I got the lily pipes off ebay. I actually got two sets and found the output on the "Flo" ones to be better than the other type. It has two suction cups instead of one and it aims out across the tank instead of down into the substrate.


----------



## Goanna (Jan 23, 2008)

Wow, that looks great. It's giving me ideas on how to do the Nano Cube I want to order for my home office . 

I have to ask though, what is HC? I cant figure out the plant species, and the forum search doesn't like 2 letter words .


----------



## rrrrramos (Jan 24, 2008)

Goanna said:


> Wow, that looks great. It's giving me ideas on how to do the Nano Cube I want to order for my home office .
> 
> I have to ask though, what is HC? I cant figure out the plant species, and the forum search doesn't like 2 letter words .


Hemianthus callitrichoides


----------



## Goanna (Jan 23, 2008)

rrrrramos said:


> Hemianthus callitrichoides


Thanks! No wonder it get abbreviated, lol. 

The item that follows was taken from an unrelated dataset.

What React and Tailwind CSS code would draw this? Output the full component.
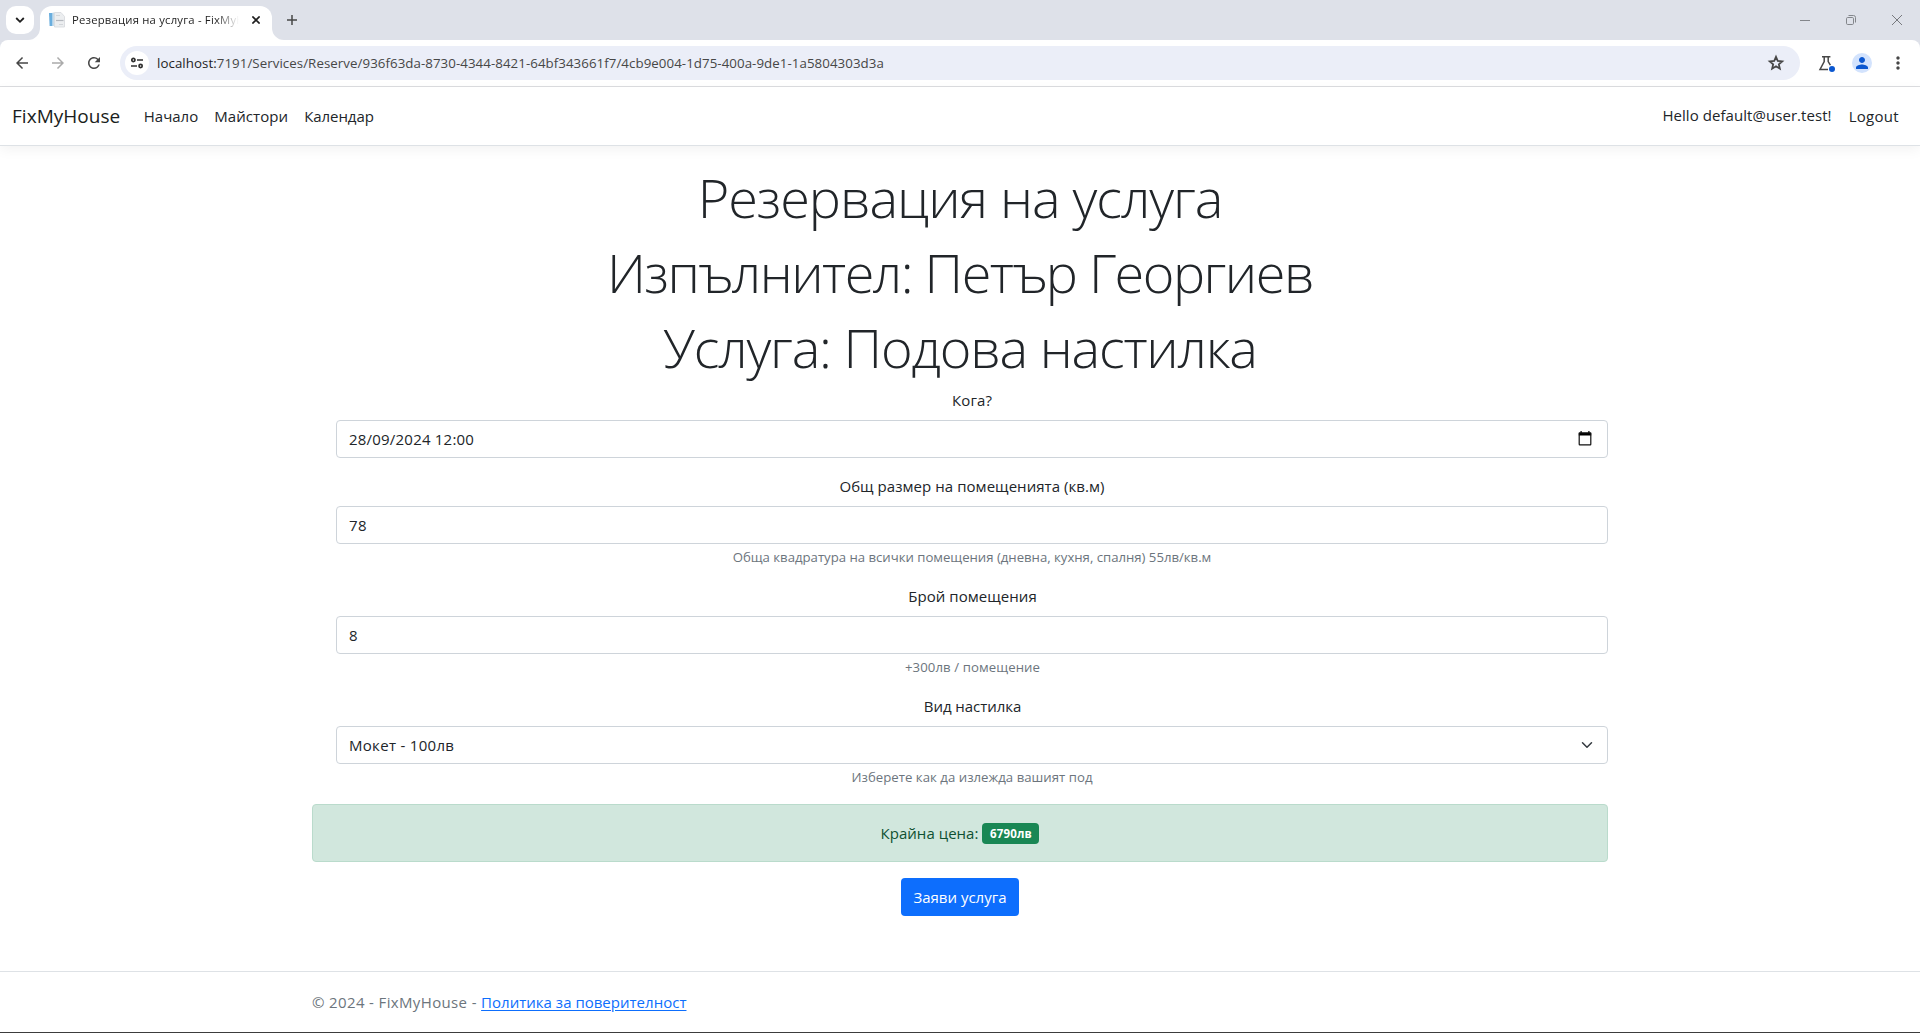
import { MdArrowBack, MdArrowForward, MdRefresh, MdPerson, MdMoreVert } from 'react-icons/md';

function TabStrip() {
  return (
    <div className="flex h-10 items-center bg-[#dee1e9] pl-1.5">
      <button className="flex h-7 w-7 items-center justify-center rounded-[10px] bg-white">
        <svg width="10" height="10" viewBox="0 0 10 10" fill="none" stroke="#1f1f1f" strokeWidth="1.8">
          <path d="M1.2 3 5 6.8 8.8 3" />
        </svg>
      </button>
      <div className="relative ml-1.5 mt-1.5 flex h-[34px] w-[232px] items-center rounded-t-xl bg-white pb-1.5 pl-[9px]">
        <svg className="absolute -left-3 bottom-0" width="12" height="12" viewBox="0 0 12 12" fill="#fff">
          <path d="M12 0v12H0A12 12 0 0 0 12 0Z" />
        </svg>
        <svg className="absolute -right-3 bottom-0" width="12" height="12" viewBox="0 0 12 12" fill="#fff">
          <path d="M0 0v12h12A12 12 0 0 1 0 0Z" />
        </svg>
        <svg width="16" height="16" viewBox="0 0 16 16">
          <path d="M0 1h3.6v13H.6z" fill="#6aaede" />
          <path d="M3.6.5h1.6V14H3.6z" fill="#c9dcea" />
          <path d="M5.5.5h6.5l3.5 4V15H5.5z" fill="#eceef0" stroke="#d5d8dc" strokeWidth=".8" />
          <path d="M7 3.5h4M10 12.5h4" stroke="#d3d6da" strokeWidth="1" />
          <path d="M7 8.5h7.5" stroke="#b4b8be" strokeWidth="1.2" />
        </svg>
        <div className="ml-[7px] w-[167px] overflow-hidden whitespace-nowrap text-[11.3px] leading-4 tracking-[0.2px] text-[#1f1f1f] [mask-image:linear-gradient(to_right,#000_86%,transparent)]">
          Резервация на услуга - FixMyHouse
        </div>
        <svg className="ml-[13px]" width="8" height="8" viewBox="0 0 8 8" stroke="#1f1f1f" strokeWidth="1.6">
          <path d="m.4.4 7.2 7.2M7.6.4.4 7.6" />
        </svg>
      </div>
      <svg className="ml-[15px]" width="10" height="10" viewBox="0 0 10 10" stroke="#474747" strokeWidth="1.5">
        <path d="M5 0v10M0 5h10" />
      </svg>
      <div className="ml-auto flex items-center gap-9 pr-[18px]">
        <svg width="10" height="10" viewBox="0 0 10 10" stroke="#83868b"><path d="M0 5.5h10" /></svg>
        <svg width="10" height="10" viewBox="0 0 10 10" fill="none" stroke="#83868b">
          <rect x=".5" y="2.5" width="7" height="7" rx="1.2" />
          <path d="M2.5.5h5a2 2 0 0 1 2 2v5" />
        </svg>
        <svg width="10" height="10" viewBox="0 0 10 10" stroke="#77797e"><path d="m0 0 10 10M10 0 0 10" /></svg>
      </div>
    </div>
  );
}

function Toolbar() {
  return (
    <div className="bg-[#dee1e9]">
      <div className="flex h-[47px] items-center rounded-t-lg border-b border-[#dcdde0] bg-white pl-[13px] text-[#474747]">
        <MdArrowBack size={18} />
        <MdArrowForward size={18} className="ml-[18px] text-[#ababab]" />
        <MdRefresh size={18} className="ml-[18px]" />
        <div className="ml-[17px] flex h-[34px] w-[1680px] items-center rounded-full bg-[#ebeef8] pl-[5px] pr-3.5">
          <div className="flex h-6 w-6 items-center justify-center rounded-full bg-white">
            <svg width="14" height="12" viewBox="0 0 14 12" fill="none" stroke="#303030" strokeWidth="1.7">
              <circle cx="3.4" cy="3" r="1.6" />
              <path d="M7 3h6M1 9h6" />
              <circle cx="10.6" cy="9" r="1.6" />
            </svg>
          </div>
          <div className="ml-2 whitespace-nowrap text-[13.3px] leading-5 tracking-[0.058px] text-[#474747]">
            <span className="text-[#1f1f1f]">localhost:</span>7191/Services/Reserve/936f63da-8730-4344-8421-64bf343661f7/4cb9e004-1d75-400a-9de1-1a5804303d3a
          </div>
          <svg className="ml-auto" width="20" height="20" viewBox="0 0 24 24" fill="none" stroke="currentColor" strokeWidth="2.1">
            <path d="m12 4.6 2.1 4.95 5.4.47-4.1 3.55 1.23 5.26L12 16.04l-4.63 2.79 1.23-5.26-4.1-3.55 5.4-.47z" />
          </svg>
        </div>
        <svg className="ml-[18px]" width="18" height="18" viewBox="0 0 18 18" fill="none">
          <path d="M4 2.7h8.4M6.2 3v4.6L2 15.4h8M10.2 3v4.6l2.2 3.6" stroke="#474747" strokeWidth="1.5" />
          <circle cx="14" cy="15" r="3" fill="#0b57d0" />
        </svg>
        <div className="ml-4 flex h-5 w-5 items-center justify-center rounded-full bg-[#d3e3fd]">
          <MdPerson size={18} className="text-[#0b57d0]" />
        </div>
        <MdMoreVert size={20} className="ml-4" />
      </div>
    </div>
  );
}

function Navbar() {
  return (
    <nav className="flex h-[59px] items-center border-b border-[#dee2e6] pl-3 pr-[21px] text-[15px] leading-6 text-[#212529] shadow-[0_4px_12px_rgba(0,0,0,0.05)]">
      <a className="text-[19px] leading-[30px] tracking-[0.03px] text-[#1a1d20]">FixMyHouse</a>
      <a className="ml-[23.5px]">Начало</a>
      <a className="ml-4 tracking-[0.07px]">Майстори</a>
      <a className="ml-4 tracking-[-0.05px]">Календар</a>
      <span className="ml-auto pb-0.5 tracking-[0.06px]">Hello default@user.test!</span>
      <a className="ml-[17px] tracking-[0.3px]">Logout</a>
    </nav>
  );
}

function Field({ label, hint, children, labelClass = '', hintClass = '' }) {
  return (
    <div className="flex flex-col items-center pl-6">
      <label className={`mb-2 leading-6 ${labelClass}`}>{label}</label>
      <div className="flex h-[38px] w-full items-center justify-between rounded border border-[#ced4da] px-3">{children}</div>
      {hint && <div className={`mb-px mt-[3px] text-[13.2px] leading-[21px] text-[#6c757d] ${hintClass}`}>{hint}</div>}
    </div>
  );
}

export default function App() {
  return (
    <div className="flex h-[1033px] w-[1920px] flex-col overflow-hidden border-b border-[#3c3c3c] bg-white font-['Open_Sans','Noto_Sans',sans-serif] text-[15px] text-[#212529]">
      <TabStrip />
      <Toolbar />
      <Navbar />
      <main className="mx-auto mt-[18px] flex w-[1296px] flex-col">
        <div className="flex flex-col items-center gap-2 whitespace-nowrap text-[54px] font-light leading-[67px]">
          <h1 className="tracking-[-1.05px]">Резервация на услуга</h1>
          <h1 className="tracking-[-1.5px]">Изпълнител: Петър Георгиев</h1>
          <h1 className="tracking-[-1.2px]">Услуга: Подова настилка</h1>
        </div>
        <div className="mt-[7px] flex flex-col gap-[15px]">
          <div className="pb-px">
            <Field label="Кога?" labelClass="tracking-[0.1px]">
              <span className="tracking-[0.21px]">28/09/2024 12:00</span>
              <svg className="mb-px mr-[3px]" width="14" height="15" viewBox="0 0 14 15" fill="none">
                <path d="M2.5 0h1.2v2H2.5zM10.3 0h1.2v2h-1.2zM.8 1.5h12.4v2.9H.8z" fill="#000" />
                <rect x="1.2" y="2" width="11.6" height="11.9" rx=".6" stroke="#111" strokeWidth="1.2" />
              </svg>
            </Field>
          </div>
          <Field label="Общ размер на помещенията (кв.м)" labelClass="tracking-[0.057px]" hint="Обща квадратура на всички помещения (дневна, кухня, спалня) 55лв/кв.м" hintClass="tracking-[-0.02px]">
            <span className="tracking-[0.3px]">78</span>
          </Field>
          <Field label="Брой помещения" labelClass="pl-px tracking-[0.06px]" hint="+300лв / помещение" hintClass="pl-px tracking-[0.09px]">
            <span>8</span>
          </Field>
          <Field label="Вид настилка" labelClass="pl-px tracking-[-0.05px]" hint="Изберете как да излежда вашият под" hintClass="tracking-[0.025px]">
            <span className="tracking-[0.3px]">Мокет - 100лв</span>
            <svg className="mr-0.5" width="12" height="12" viewBox="0 0 16 16" fill="none" stroke="#343a40" strokeWidth="2" strokeLinecap="round" strokeLinejoin="round">
              <path d="m2 5 6 6 6-6" />
            </svg>
          </Field>
        </div>
        <div className="mt-[15px] flex h-[58px] items-center justify-center rounded border border-[#badbcc] bg-[#d1e7dd] text-[#0f5132]">
          <span className="tracking-[0.04px]">Крайна цена:</span>
          <span className="ml-1 flex h-[21px] w-[57px] items-center justify-center rounded bg-[#198754] pt-0.5 text-[11.5px] font-bold tracking-[0.13px] text-white">6790лв</span>
        </div>
        <button className="mt-4 h-[38px] w-[118px] self-center rounded bg-[#0d6efd] text-white">Заяви услуга</button>
      </main>
      <footer className="mt-auto h-[61px] border-t border-[#dee2e6] text-[#6c757d]">
        <div className="mx-auto w-[1296px] leading-[60px]">
          <span className="tracking-[0.36px]">© 2024 - FixMyHouse - </span>
          <a className="tracking-[0.014px] text-[#0d6efd] underline underline-offset-2">Политика за поверителност</a>
        </div>
      </footer>
    </div>
  );
}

I'll start searching for that now .


----------



## prjct92eh2 (Apr 8, 2008)

Hemianthus callitrichoides


----------



## prjct92eh2 (Apr 8, 2008)

Well the tank reached the point where the HC was getting so dense and thick that i thought it was choking itself out. So of course this left me only one solution:

















It's almost like starting over! As you can see my glassware is in dire need of cleaning. I've been at 7 Boraras maculatas for about two months now, so it looks like keeping the water level about 1/2" below full is enough to keep the suckers from jumping. My CRS slowly died off about one per month. Not really sure why but i'm guessing they didn't like something in the water parameters of my work tap water. I moved 4 RCS from my 38 gallon at home into this tank to see if they do better. Until next time!


----------



## skiboarder72 (Oct 13, 2006)

Wow, the tank looks so different now! I hope it fills out awesome like last time!


----------